__Your instructions__:
What are the lines from the one with "Recreate this image" through the one with "items-center rounded border", inclusive? Output them exactly, and leave out the pictures.

BEGIN Data provided

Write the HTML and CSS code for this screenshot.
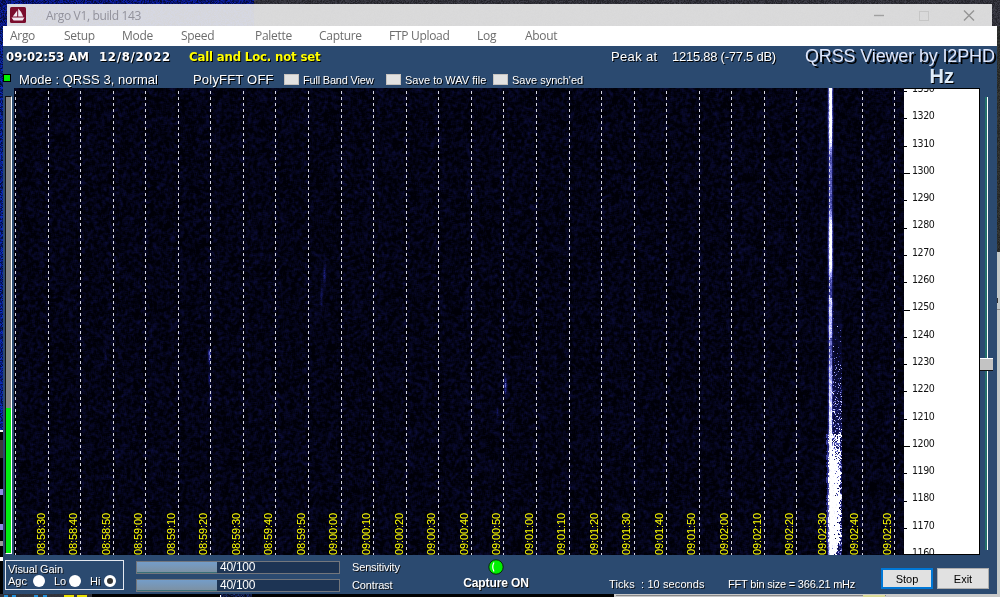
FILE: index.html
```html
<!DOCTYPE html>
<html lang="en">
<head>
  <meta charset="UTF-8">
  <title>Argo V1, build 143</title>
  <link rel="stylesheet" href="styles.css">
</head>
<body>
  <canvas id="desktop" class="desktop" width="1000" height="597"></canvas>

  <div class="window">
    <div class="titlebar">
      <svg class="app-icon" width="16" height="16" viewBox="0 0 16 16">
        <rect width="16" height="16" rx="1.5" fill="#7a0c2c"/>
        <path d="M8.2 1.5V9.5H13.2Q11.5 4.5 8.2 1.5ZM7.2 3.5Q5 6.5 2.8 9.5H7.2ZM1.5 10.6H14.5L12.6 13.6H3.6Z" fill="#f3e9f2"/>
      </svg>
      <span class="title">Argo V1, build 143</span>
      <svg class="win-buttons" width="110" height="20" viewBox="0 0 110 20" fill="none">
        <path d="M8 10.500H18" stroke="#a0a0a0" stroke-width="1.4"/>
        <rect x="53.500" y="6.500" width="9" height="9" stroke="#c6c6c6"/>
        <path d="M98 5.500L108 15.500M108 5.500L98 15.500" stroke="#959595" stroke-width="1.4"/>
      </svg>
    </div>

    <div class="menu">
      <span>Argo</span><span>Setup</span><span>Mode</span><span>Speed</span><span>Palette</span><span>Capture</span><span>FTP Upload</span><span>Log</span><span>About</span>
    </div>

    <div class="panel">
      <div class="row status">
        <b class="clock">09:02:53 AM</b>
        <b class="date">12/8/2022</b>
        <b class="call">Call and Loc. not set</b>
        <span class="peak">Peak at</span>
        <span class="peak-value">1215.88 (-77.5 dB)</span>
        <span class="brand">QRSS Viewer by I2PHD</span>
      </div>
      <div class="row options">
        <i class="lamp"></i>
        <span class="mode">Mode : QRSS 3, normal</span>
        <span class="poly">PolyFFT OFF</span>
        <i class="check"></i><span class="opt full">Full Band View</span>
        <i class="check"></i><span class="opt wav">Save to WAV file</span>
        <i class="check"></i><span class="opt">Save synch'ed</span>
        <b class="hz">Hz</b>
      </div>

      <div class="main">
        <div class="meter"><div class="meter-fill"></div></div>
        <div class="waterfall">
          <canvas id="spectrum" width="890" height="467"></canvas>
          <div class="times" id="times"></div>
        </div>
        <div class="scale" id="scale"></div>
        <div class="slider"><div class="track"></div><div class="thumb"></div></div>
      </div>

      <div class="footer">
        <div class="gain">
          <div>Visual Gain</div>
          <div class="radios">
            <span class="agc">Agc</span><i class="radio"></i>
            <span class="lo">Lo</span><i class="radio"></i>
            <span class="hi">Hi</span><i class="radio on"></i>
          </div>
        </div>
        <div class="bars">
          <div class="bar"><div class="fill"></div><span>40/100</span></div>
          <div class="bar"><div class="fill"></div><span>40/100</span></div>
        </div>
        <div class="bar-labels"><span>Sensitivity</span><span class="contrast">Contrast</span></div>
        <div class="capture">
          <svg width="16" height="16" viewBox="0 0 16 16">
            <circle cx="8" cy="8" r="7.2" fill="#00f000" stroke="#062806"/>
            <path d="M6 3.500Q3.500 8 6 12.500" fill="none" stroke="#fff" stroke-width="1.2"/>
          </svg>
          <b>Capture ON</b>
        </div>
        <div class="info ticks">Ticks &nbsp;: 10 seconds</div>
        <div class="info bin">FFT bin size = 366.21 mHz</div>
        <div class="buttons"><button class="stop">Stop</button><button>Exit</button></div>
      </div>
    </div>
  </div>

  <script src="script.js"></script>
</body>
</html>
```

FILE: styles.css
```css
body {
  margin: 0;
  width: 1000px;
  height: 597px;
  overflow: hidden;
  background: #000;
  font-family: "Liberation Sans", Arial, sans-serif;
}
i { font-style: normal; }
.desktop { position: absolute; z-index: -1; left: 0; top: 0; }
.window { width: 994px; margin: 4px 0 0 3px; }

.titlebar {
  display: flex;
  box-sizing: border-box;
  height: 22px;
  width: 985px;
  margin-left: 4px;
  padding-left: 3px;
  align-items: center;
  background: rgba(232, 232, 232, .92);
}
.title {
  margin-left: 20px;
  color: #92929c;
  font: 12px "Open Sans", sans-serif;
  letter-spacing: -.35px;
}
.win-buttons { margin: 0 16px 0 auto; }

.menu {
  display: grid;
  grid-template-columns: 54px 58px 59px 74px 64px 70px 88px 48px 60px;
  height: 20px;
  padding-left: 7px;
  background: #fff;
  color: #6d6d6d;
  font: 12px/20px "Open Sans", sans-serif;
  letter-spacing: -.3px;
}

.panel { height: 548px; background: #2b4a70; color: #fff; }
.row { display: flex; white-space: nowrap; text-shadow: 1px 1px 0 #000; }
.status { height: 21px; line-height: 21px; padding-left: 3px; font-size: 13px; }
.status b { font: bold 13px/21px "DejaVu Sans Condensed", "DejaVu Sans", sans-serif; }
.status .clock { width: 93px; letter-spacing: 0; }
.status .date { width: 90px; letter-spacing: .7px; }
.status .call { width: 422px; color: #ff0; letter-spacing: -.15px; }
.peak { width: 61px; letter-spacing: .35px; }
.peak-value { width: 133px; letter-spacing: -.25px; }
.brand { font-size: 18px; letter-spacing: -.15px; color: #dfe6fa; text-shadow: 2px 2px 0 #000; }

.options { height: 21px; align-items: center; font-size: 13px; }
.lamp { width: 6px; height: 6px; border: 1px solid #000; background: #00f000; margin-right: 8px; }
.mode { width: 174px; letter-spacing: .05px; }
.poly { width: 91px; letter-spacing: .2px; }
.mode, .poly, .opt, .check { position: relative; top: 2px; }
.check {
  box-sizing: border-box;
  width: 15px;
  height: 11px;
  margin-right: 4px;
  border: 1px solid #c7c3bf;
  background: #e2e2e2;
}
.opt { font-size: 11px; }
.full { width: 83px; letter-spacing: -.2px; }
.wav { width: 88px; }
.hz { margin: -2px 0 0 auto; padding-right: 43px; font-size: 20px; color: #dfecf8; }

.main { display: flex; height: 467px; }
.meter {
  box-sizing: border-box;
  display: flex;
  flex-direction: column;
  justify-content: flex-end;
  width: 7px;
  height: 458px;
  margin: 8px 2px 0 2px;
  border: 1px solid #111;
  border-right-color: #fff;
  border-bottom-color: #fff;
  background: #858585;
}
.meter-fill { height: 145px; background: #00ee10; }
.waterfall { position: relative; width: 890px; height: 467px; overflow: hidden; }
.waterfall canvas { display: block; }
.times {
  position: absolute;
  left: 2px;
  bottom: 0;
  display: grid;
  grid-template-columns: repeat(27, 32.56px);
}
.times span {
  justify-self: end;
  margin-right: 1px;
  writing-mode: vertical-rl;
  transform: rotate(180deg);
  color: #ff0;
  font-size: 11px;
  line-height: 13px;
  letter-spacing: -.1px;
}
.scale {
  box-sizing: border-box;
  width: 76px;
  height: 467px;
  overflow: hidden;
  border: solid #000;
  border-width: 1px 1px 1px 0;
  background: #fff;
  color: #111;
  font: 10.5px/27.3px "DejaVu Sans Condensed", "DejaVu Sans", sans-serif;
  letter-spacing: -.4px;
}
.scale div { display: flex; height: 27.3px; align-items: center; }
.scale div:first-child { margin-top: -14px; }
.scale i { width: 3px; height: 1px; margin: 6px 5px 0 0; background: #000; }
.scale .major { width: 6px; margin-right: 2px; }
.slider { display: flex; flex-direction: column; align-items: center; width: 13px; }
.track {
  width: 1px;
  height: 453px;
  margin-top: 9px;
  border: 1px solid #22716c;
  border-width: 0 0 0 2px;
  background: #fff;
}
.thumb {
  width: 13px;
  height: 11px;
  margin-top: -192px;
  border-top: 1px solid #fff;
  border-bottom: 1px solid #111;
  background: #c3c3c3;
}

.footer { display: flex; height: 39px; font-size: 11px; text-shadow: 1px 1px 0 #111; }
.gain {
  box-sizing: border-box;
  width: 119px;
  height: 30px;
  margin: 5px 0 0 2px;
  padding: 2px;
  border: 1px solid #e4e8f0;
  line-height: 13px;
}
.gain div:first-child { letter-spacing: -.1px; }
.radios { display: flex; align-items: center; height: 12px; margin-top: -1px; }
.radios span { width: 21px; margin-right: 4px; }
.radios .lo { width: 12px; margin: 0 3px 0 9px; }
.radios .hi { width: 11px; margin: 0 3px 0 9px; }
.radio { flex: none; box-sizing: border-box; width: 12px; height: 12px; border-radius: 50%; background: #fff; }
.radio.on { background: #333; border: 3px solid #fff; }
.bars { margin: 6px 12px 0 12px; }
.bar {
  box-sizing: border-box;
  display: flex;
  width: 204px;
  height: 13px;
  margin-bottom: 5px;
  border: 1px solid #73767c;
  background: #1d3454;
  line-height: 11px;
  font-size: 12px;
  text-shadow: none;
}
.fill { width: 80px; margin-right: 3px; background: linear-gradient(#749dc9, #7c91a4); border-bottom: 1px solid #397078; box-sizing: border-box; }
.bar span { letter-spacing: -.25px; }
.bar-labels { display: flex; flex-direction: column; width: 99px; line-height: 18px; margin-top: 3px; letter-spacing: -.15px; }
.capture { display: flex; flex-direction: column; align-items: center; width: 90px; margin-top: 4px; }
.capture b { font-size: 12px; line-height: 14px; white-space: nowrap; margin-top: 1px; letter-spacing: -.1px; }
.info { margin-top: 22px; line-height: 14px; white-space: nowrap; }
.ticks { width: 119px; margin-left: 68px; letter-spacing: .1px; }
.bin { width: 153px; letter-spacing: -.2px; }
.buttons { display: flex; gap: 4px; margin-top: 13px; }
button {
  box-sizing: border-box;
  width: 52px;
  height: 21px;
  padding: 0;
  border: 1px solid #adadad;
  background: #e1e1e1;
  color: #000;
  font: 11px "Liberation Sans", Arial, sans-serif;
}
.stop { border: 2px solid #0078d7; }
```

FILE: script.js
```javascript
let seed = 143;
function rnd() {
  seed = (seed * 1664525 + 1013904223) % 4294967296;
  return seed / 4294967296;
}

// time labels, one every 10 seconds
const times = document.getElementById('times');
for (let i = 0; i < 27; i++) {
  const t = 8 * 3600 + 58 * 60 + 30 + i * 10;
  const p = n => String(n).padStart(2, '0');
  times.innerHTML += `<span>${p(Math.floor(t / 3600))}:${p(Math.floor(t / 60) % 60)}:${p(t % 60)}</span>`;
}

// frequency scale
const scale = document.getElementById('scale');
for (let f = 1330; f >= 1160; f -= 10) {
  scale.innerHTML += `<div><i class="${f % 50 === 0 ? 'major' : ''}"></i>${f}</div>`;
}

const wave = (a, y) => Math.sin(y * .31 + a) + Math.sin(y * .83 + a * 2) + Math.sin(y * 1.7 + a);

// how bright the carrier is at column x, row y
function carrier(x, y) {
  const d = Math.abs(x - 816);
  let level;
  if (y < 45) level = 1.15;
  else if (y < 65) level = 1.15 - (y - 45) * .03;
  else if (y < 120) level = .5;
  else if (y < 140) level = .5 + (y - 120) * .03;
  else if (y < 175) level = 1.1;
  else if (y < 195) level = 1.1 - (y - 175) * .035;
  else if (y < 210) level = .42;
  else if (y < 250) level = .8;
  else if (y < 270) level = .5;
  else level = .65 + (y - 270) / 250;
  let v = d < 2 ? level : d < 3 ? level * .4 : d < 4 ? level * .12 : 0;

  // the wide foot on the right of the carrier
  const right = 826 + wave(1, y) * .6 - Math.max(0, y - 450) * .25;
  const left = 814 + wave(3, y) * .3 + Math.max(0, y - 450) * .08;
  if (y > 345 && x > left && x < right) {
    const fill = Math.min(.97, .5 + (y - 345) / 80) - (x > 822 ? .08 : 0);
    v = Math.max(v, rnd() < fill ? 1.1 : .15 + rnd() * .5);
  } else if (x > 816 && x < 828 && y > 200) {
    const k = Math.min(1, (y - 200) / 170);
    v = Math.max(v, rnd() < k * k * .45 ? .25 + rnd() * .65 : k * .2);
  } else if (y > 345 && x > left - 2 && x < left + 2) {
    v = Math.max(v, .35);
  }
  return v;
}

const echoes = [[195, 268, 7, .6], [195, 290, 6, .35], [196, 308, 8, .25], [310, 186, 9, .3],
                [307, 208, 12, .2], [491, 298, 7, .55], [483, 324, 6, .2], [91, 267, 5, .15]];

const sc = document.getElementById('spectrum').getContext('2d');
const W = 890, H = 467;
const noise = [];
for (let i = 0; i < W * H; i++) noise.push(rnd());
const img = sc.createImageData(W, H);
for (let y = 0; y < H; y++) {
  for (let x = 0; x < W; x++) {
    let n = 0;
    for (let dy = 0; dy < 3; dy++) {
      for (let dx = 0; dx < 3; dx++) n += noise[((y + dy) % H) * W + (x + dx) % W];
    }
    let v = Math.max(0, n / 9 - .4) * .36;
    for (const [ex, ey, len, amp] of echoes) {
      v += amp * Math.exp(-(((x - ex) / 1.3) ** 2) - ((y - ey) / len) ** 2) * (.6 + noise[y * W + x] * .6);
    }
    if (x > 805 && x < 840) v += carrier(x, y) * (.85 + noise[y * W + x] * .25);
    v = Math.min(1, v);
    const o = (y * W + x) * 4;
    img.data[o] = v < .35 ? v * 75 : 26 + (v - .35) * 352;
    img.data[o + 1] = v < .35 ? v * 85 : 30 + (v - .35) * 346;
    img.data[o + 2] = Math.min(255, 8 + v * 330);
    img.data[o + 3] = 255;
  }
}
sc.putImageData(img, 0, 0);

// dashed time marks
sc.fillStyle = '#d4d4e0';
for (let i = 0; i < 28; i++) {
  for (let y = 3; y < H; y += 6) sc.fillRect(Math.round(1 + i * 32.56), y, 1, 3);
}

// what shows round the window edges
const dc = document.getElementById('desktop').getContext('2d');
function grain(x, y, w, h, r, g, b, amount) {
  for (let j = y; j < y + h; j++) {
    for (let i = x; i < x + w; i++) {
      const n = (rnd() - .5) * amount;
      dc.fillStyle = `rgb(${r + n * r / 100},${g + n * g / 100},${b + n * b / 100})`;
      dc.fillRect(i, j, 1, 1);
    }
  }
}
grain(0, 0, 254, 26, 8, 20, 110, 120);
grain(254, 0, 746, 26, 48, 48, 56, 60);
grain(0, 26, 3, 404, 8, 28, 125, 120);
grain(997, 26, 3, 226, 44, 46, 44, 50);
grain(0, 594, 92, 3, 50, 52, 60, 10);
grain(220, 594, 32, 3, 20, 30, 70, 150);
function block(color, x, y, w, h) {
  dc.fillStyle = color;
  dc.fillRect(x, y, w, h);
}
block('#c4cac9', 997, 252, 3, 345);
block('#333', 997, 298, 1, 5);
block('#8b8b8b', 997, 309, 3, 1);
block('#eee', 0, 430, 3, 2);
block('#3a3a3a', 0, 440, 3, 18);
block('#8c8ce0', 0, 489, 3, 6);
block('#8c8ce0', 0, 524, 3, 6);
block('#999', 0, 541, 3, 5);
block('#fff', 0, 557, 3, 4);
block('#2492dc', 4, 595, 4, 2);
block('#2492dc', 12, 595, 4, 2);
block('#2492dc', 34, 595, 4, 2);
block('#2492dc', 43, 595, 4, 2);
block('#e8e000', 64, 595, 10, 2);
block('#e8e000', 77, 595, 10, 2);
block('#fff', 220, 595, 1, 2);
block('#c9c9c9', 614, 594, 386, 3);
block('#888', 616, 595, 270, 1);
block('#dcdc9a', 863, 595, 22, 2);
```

END Data provided
BEGIN Data provided

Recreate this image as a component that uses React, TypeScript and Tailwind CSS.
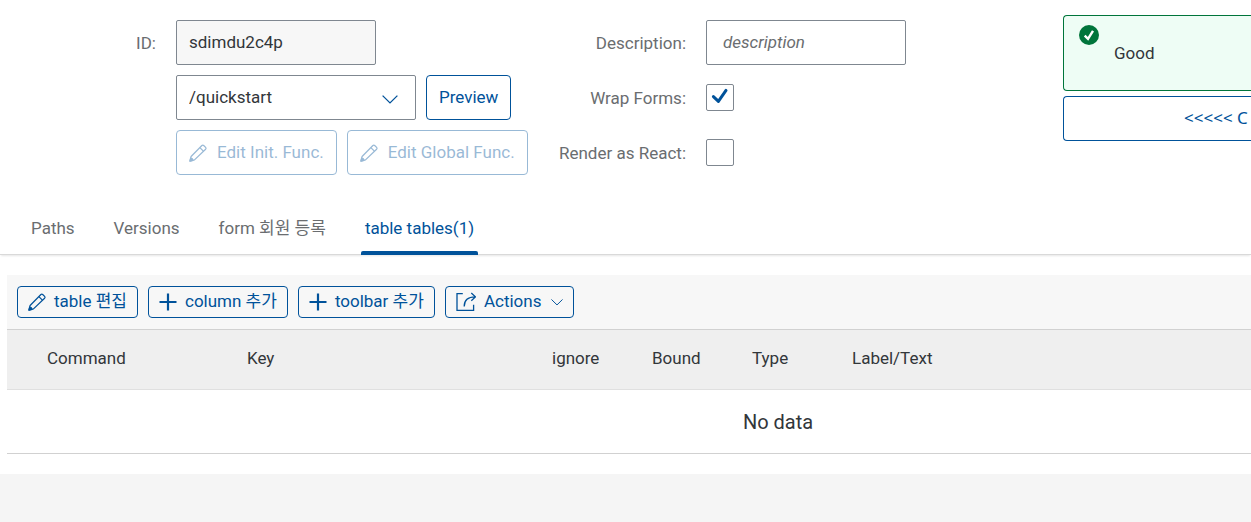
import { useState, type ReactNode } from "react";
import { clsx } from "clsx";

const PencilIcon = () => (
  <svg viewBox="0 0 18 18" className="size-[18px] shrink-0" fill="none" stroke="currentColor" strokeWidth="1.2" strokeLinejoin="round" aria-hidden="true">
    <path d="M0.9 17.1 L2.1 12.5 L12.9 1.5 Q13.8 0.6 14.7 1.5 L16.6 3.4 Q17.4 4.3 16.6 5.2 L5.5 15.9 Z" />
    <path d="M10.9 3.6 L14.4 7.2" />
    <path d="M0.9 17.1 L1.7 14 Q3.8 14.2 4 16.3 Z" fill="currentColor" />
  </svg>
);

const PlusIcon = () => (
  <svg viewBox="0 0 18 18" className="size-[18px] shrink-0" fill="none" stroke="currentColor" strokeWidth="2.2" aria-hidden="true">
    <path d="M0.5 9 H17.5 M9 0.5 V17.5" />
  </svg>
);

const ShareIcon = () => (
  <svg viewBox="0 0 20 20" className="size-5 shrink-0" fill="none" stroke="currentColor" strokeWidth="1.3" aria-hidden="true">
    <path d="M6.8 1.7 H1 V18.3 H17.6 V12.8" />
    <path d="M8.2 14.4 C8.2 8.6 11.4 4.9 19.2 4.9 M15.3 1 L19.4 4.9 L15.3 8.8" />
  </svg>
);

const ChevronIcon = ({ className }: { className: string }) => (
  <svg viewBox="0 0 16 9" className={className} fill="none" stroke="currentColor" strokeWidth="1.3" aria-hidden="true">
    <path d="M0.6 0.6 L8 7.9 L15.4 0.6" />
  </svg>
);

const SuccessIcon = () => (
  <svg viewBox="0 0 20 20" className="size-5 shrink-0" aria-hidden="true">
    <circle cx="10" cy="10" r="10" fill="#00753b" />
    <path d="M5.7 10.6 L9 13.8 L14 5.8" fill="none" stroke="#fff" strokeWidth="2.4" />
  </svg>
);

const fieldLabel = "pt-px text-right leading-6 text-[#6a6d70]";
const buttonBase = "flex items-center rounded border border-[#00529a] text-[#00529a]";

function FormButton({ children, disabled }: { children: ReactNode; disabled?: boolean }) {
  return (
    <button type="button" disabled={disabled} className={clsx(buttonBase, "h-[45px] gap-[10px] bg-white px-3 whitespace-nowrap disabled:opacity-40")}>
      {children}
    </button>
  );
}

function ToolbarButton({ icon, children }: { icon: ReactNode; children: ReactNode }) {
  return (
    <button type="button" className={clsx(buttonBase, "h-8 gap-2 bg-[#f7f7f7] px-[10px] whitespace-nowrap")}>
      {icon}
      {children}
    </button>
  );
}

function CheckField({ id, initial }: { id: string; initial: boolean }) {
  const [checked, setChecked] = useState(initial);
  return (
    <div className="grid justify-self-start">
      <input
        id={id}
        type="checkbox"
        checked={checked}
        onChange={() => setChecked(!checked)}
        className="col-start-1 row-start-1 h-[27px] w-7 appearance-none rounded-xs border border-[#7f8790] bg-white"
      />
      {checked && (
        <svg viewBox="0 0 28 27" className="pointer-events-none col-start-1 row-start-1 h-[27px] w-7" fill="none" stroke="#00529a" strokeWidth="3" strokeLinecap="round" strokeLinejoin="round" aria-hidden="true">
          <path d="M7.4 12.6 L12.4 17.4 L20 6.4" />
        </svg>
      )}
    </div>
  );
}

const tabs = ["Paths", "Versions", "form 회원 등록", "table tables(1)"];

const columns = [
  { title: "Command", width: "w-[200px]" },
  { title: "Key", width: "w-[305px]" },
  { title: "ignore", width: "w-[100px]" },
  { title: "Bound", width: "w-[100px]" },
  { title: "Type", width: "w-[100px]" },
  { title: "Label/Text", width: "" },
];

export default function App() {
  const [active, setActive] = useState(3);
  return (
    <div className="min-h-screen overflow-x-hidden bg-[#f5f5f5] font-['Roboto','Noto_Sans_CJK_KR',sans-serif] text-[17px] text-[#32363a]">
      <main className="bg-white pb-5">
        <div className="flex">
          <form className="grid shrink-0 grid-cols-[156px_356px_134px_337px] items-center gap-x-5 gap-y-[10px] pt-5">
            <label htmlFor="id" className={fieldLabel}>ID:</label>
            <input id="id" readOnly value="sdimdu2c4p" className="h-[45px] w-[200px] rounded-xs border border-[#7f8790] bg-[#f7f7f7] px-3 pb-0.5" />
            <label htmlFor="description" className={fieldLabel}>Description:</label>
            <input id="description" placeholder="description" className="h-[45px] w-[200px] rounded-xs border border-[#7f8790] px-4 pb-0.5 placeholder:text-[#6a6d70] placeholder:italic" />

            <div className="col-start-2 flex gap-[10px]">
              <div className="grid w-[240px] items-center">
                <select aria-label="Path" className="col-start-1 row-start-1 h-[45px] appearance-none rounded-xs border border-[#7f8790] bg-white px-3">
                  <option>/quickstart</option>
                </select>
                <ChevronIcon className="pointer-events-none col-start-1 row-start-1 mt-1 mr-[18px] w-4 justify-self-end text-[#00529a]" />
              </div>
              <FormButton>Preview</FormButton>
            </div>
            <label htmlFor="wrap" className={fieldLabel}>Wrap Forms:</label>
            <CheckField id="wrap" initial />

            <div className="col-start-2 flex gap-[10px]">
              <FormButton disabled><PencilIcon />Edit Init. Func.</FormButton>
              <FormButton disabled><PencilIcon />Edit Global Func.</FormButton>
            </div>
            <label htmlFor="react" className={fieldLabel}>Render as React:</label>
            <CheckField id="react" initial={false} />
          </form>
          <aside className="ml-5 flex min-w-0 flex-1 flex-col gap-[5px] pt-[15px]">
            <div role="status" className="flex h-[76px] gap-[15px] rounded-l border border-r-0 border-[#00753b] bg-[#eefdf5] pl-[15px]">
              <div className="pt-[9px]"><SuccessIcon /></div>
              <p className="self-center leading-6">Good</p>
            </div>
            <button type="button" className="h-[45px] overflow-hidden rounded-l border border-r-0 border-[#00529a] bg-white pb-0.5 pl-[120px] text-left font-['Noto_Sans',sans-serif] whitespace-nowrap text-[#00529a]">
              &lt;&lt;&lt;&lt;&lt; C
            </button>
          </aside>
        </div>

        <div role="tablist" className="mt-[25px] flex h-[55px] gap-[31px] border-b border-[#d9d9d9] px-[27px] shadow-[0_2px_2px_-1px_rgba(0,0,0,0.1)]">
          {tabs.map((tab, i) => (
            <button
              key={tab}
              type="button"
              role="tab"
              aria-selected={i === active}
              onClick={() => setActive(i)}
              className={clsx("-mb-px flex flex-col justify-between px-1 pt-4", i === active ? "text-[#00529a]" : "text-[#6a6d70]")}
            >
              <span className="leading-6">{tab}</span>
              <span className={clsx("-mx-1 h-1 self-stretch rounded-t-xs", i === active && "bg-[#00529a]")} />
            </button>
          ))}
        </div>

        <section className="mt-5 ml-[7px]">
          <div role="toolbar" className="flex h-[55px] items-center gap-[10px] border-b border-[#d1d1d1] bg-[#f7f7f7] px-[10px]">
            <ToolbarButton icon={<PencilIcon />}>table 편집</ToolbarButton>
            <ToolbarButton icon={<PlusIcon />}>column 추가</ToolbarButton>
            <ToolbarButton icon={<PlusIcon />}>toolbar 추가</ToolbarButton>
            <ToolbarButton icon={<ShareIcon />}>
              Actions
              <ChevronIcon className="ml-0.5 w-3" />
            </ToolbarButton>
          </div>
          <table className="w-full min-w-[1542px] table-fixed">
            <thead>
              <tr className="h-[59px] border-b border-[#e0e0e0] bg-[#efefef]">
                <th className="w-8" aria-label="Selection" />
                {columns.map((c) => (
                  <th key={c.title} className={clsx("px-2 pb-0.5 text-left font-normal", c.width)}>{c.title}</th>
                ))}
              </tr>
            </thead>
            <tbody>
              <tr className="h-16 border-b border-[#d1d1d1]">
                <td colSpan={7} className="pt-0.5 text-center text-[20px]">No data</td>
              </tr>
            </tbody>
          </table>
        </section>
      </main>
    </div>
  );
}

END Data provided

__Correct output__:
Recreate this image as a component that uses React, TypeScript and Tailwind CSS.
import { useState, type ReactNode } from "react";
import { clsx } from "clsx";

const PencilIcon = () => (
  <svg viewBox="0 0 18 18" className="size-[18px] shrink-0" fill="none" stroke="currentColor" strokeWidth="1.2" strokeLinejoin="round" aria-hidden="true">
    <path d="M0.9 17.1 L2.1 12.5 L12.9 1.5 Q13.8 0.6 14.7 1.5 L16.6 3.4 Q17.4 4.3 16.6 5.2 L5.5 15.9 Z" />
    <path d="M10.9 3.6 L14.4 7.2" />
    <path d="M0.9 17.1 L1.7 14 Q3.8 14.2 4 16.3 Z" fill="currentColor" />
  </svg>
);

const PlusIcon = () => (
  <svg viewBox="0 0 18 18" className="size-[18px] shrink-0" fill="none" stroke="currentColor" strokeWidth="2.2" aria-hidden="true">
    <path d="M0.5 9 H17.5 M9 0.5 V17.5" />
  </svg>
);

const ShareIcon = () => (
  <svg viewBox="0 0 20 20" className="size-5 shrink-0" fill="none" stroke="currentColor" strokeWidth="1.3" aria-hidden="true">
    <path d="M6.8 1.7 H1 V18.3 H17.6 V12.8" />
    <path d="M8.2 14.4 C8.2 8.6 11.4 4.9 19.2 4.9 M15.3 1 L19.4 4.9 L15.3 8.8" />
  </svg>
);

const ChevronIcon = ({ className }: { className: string }) => (
  <svg viewBox="0 0 16 9" className={className} fill="none" stroke="currentColor" strokeWidth="1.3" aria-hidden="true">
    <path d="M0.6 0.6 L8 7.9 L15.4 0.6" />
  </svg>
);

const SuccessIcon = () => (
  <svg viewBox="0 0 20 20" className="size-5 shrink-0" aria-hidden="true">
    <circle cx="10" cy="10" r="10" fill="#00753b" />
    <path d="M5.7 10.6 L9 13.8 L14 5.8" fill="none" stroke="#fff" strokeWidth="2.4" />
  </svg>
);

const fieldLabel = "pt-px text-right leading-6 text-[#6a6d70]";
const buttonBase = "flex items-center rounded border border-[#00529a] text-[#00529a]";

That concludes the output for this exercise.